> _Material provided_
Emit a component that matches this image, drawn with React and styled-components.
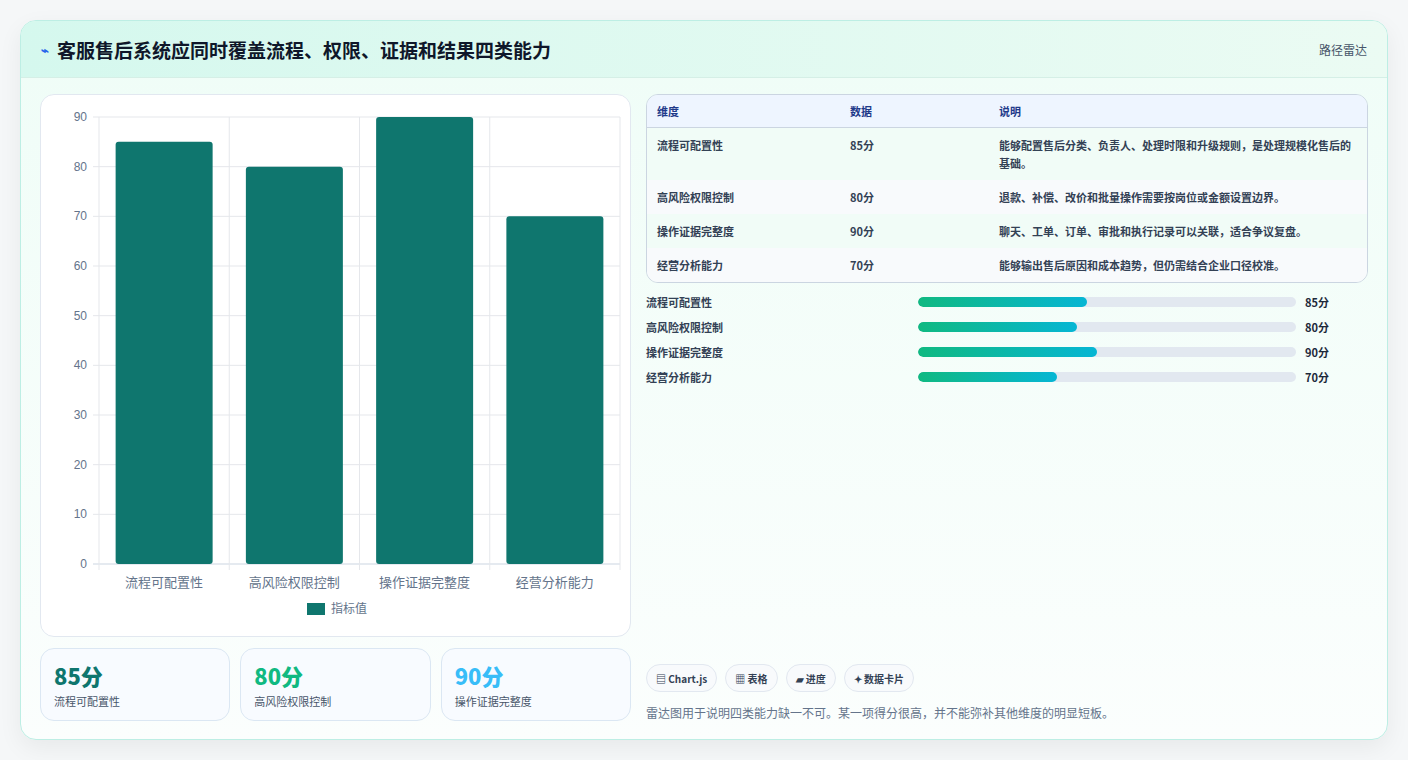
import React from "react";
import styled, { createGlobalStyle } from "styled-components";

const Global = createGlobalStyle`
  body { margin: 0; background: #f5f7f8; font-family: "Noto Sans CJK SC", "Noto Sans", sans-serif; }
`;

const rows = [
  { name: "流程可配置性", v: 85, desc: "能够配置售后分类、负责人、处理时限和升级规则，是处理规模化售后的基础。" },
  { name: "高风险权限控制", v: 80, desc: "退款、补偿、改价和批量操作需要按岗位或金额设置边界。" },
  { name: "操作证据完整度", v: 90, desc: "聊天、工单、订单、审批和执行记录可以关联，适合争议复盘。" },
  { name: "经营分析能力", v: 70, desc: "能够输出售后原因和成本趋势，但仍需结合企业口径校准。" },
];

function Chart() {
  const x0 = 58, x1 = 579, y0 = 22, y1 = 469;
  const h = (v) => ((y1 - y0) * v) / 90;
  const cw = (x1 - x0) / 4;
  return (
    <svg width="590" height="540" style={{ display: "block" }}>
      {[0, 10, 20, 30, 40, 50, 60, 70, 80, 90].map((t) => {
        const y = y1 - h(t);
        return (
          <g key={t}>
            <line x1={x0 - 6} x2={x1} y1={y} y2={y} stroke={t === 0 ? "#cbd5e1" : "#e5e7eb"} />
            <text x={x0 - 12} y={y + 4} fontSize="12" fill="#64748b" textAnchor="end" fontFamily="Liberation Sans, sans-serif">{t}</text>
          </g>
        );
      })}
      {[0, 1, 2, 3, 4].map((i) => (
        <line key={i} x1={x0 + cw * i} x2={x0 + cw * i} y1={y0} y2={y1 + 6} stroke="#e5e7eb" />
      ))}
      {rows.map((r, i) => (
        <g key={r.name}>
          <rect x={x0 + cw * i + 2 + (cw - 97) / 2 - 2} y={y1 - h(r.v)} width="97" height={h(r.v)} rx="3" fill="#0f766e" />
          <text x={x0 + cw * i + cw / 2} y={y1 + 23} fontSize="13" fill="#64748b" textAnchor="middle">{r.name}</text>
        </g>
      ))}
      <rect x="266" y="508" width="18" height="12" fill="#0f766e" />
      <text x="290" y="518" fontSize="12" fill="#64748b">指标值</text>
    </svg>
  );
}

export default function App() {
  return (
    <>
      <Global />
      <Page>
        <Card>
          <Header>
            <Title><Bolt>⌁</Bolt>客服售后系统应同时覆盖流程、权限、证据和结果四类能力</Title>
            <Tag>路径雷达</Tag>
          </Header>
          <Body>
            <Left>
              <ChartBox><Chart /></ChartBox>
              <Stats>
                <Stat><Big color="#0f766e">85分</Big><Small>流程可配置性</Small></Stat>
                <Stat><Big color="#10b981">80分</Big><Small>高风险权限控制</Small></Stat>
                <Stat><Big color="#38bdf8">90分</Big><Small>操作证据完整度</Small></Stat>
              </Stats>
            </Left>
            <Right>
              <Table>
                <thead>
                  <tr><Th w="173">维度</Th><Th w="129">数据</Th><Th>说明</Th></tr>
                </thead>
                <tbody>
                  {rows.map((r, i) => (
                    <Tr key={r.name} alt={i % 2 === 1}>
                      <Td>{r.name}</Td><Td>{r.v}分</Td><Td>{r.desc}</Td>
                    </Tr>
                  ))}
                </tbody>
              </Table>
              <Bars>
                {rows.map((r) => (
                  <BarRow key={r.name}>
                    <BarLabel>{r.name}</BarLabel>
                    <Track><Fill style={{ width: `${(r.v / 190) * 100}%` }} /></Track>
                    <BarVal>{r.v}分</BarVal>
                  </BarRow>
                ))}
              </Bars>
              <Spacer />
              <Chips>
                <Chip>▤ Chart.js</Chip><Chip>▦ 表格</Chip><Chip>▰ 进度</Chip><Chip>✦ 数据卡片</Chip>
              </Chips>
              <Note>雷达图用于说明四类能力缺一不可。某一项得分很高，并不能弥补其他维度的明显短板。</Note>
            </Right>
          </Body>
        </Card>
      </Page>
    </>
  );
}

const Page = styled.div`
  padding: 20px 20px 20px 20px;
  height: 760px;
  box-sizing: border-box;
`;
const Card = styled.div`
  height: 720px;
  box-sizing: border-box;
  border: 1px solid #bdeee4;
  border-radius: 16px;
  background: linear-gradient(180deg, #effdf7 0%, #fbfefd 100%);
  box-shadow: 0 8px 24px rgba(0,0,0,0.06);
  overflow: hidden;
  display: flex;
  flex-direction: column;
`;
const Header = styled.div`
  height: 56px;
  flex: none;
  display: flex;
  align-items: center;
  justify-content: space-between;
  padding: 0 20px 0 20px;
  background: linear-gradient(90deg, #d5f8ee, #ebfbf3);
  border-bottom: 1px solid #d5efe6;
`;
const Title = styled.h1`
  margin: 0;
  font-size: 19px;
  font-weight: 700;
  color: #0f172a;
  display: flex;
  align-items: center;
`;
const Bolt = styled.span`
  color: #2563eb;
  font-size: 13px;
  margin-right: 8px;
`;
const Tag = styled.span`
  font-size: 12px;
  color: #475569;
`;
const Body = styled.div`
  flex: 1;
  display: flex;
  gap: 15px;
  padding: 16px 19px 18px 19px;
  min-height: 0;
`;
const Left = styled.div`
  width: 591px;
  display: flex;
  flex-direction: column;
  gap: 11px;
`;
const ChartBox = styled.div`
  height: 543px;
  box-sizing: border-box;
  background: #fff;
  border: 1px solid #e2e8f0;
  border-radius: 14px;
`;
const Stats = styled.div`
  display: grid;
  grid-template-columns: repeat(3, 1fr);
  gap: 10px;
  height: 73px;
`;
const Stat = styled.div`
  border: 1px solid #dbe7f3;
  border-radius: 14px;
  background: #f8fbff;
  padding: 11px 13px;
  display: flex;
  flex-direction: column;
`;
const Big = styled.div`
  font-size: 22px;
  font-weight: 800;
  color: ${(p) => p.color};
  line-height: 30px;
`;
const Small = styled.div`
  font-size: 11px;
  color: #475569;
  margin-top: 3px;
`;
const Right = styled.div`
  flex: 1;
  display: flex;
  flex-direction: column;
`;
const Table = styled.table`
  width: 100%;
  border-collapse: separate;
  border-spacing: 0;
  border: 1px solid #cbd5e1;
  border-radius: 12px;
  overflow: hidden;
  font-size: 11px;
  color: #334155;
`;
const Th = styled.th`
  text-align: left;
  font-weight: 700;
  color: #1e3a8a;
  background: #eef5ff;
  height: 32px;
  padding: 0 10px;
  width: ${(p) => (p.w ? p.w + "px" : "auto")};
  border-bottom: 1px solid #cbd5e1;
`;
const Tr = styled.tr`
  background: ${(p) => (p.alt ? "#f8fafc" : "#f1fcf7")};
  & + & td { border-top: 1px solid #e2e8f0; }
`;
const Td = styled.td`
  padding: 8px 10px;
  line-height: 18px;
  vertical-align: top;
  font-weight: 600;
`;
const Bars = styled.div`
  display: flex;
  flex-direction: column;
  gap: 7px;
  margin-top: 10px;
`;
const BarRow = styled.div`
  display: flex;
  align-items: center;
  height: 18px;
`;
const BarLabel = styled.div`
  width: 272px;
  font-size: 11px;
  font-weight: 600;
  color: #334155;
`;
const Track = styled.div`
  width: 378px;
  height: 10px;
  background: #e2e8f0;
  border-radius: 5px;
  overflow: hidden;
`;
const Fill = styled.div`
  height: 100%;
  border-radius: 5px;
  background: linear-gradient(90deg, #10b981, #06b6d4);
`;
const BarVal = styled.div`
  margin-left: 9px;
  font-size: 11px;
  font-weight: 700;
  color: #1e293b;
`;
const Spacer = styled.div` flex: 1; `;
const Chips = styled.div`
  display: flex;
  gap: 8px;
`;
const Chip = styled.span`
  height: 28px;
  box-sizing: border-box;
  padding: 0 9px;
  display: flex;
  align-items: center;
  border: 1px solid #e2e8f0;
  border-radius: 14px;
  background: #f8fafc;
  font-size: 10px;
  font-weight: 600;
  color: #334155;
`;
const Note = styled.div`
  margin-top: 12px;
  font-size: 12px;
  color: #64748b;
`;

> _What is needed_
Which lines in the data above contain "React"? Show each one.

> _Finished exercise_
Emit a component that matches this image, drawn with React and styled-components.
import React from "react";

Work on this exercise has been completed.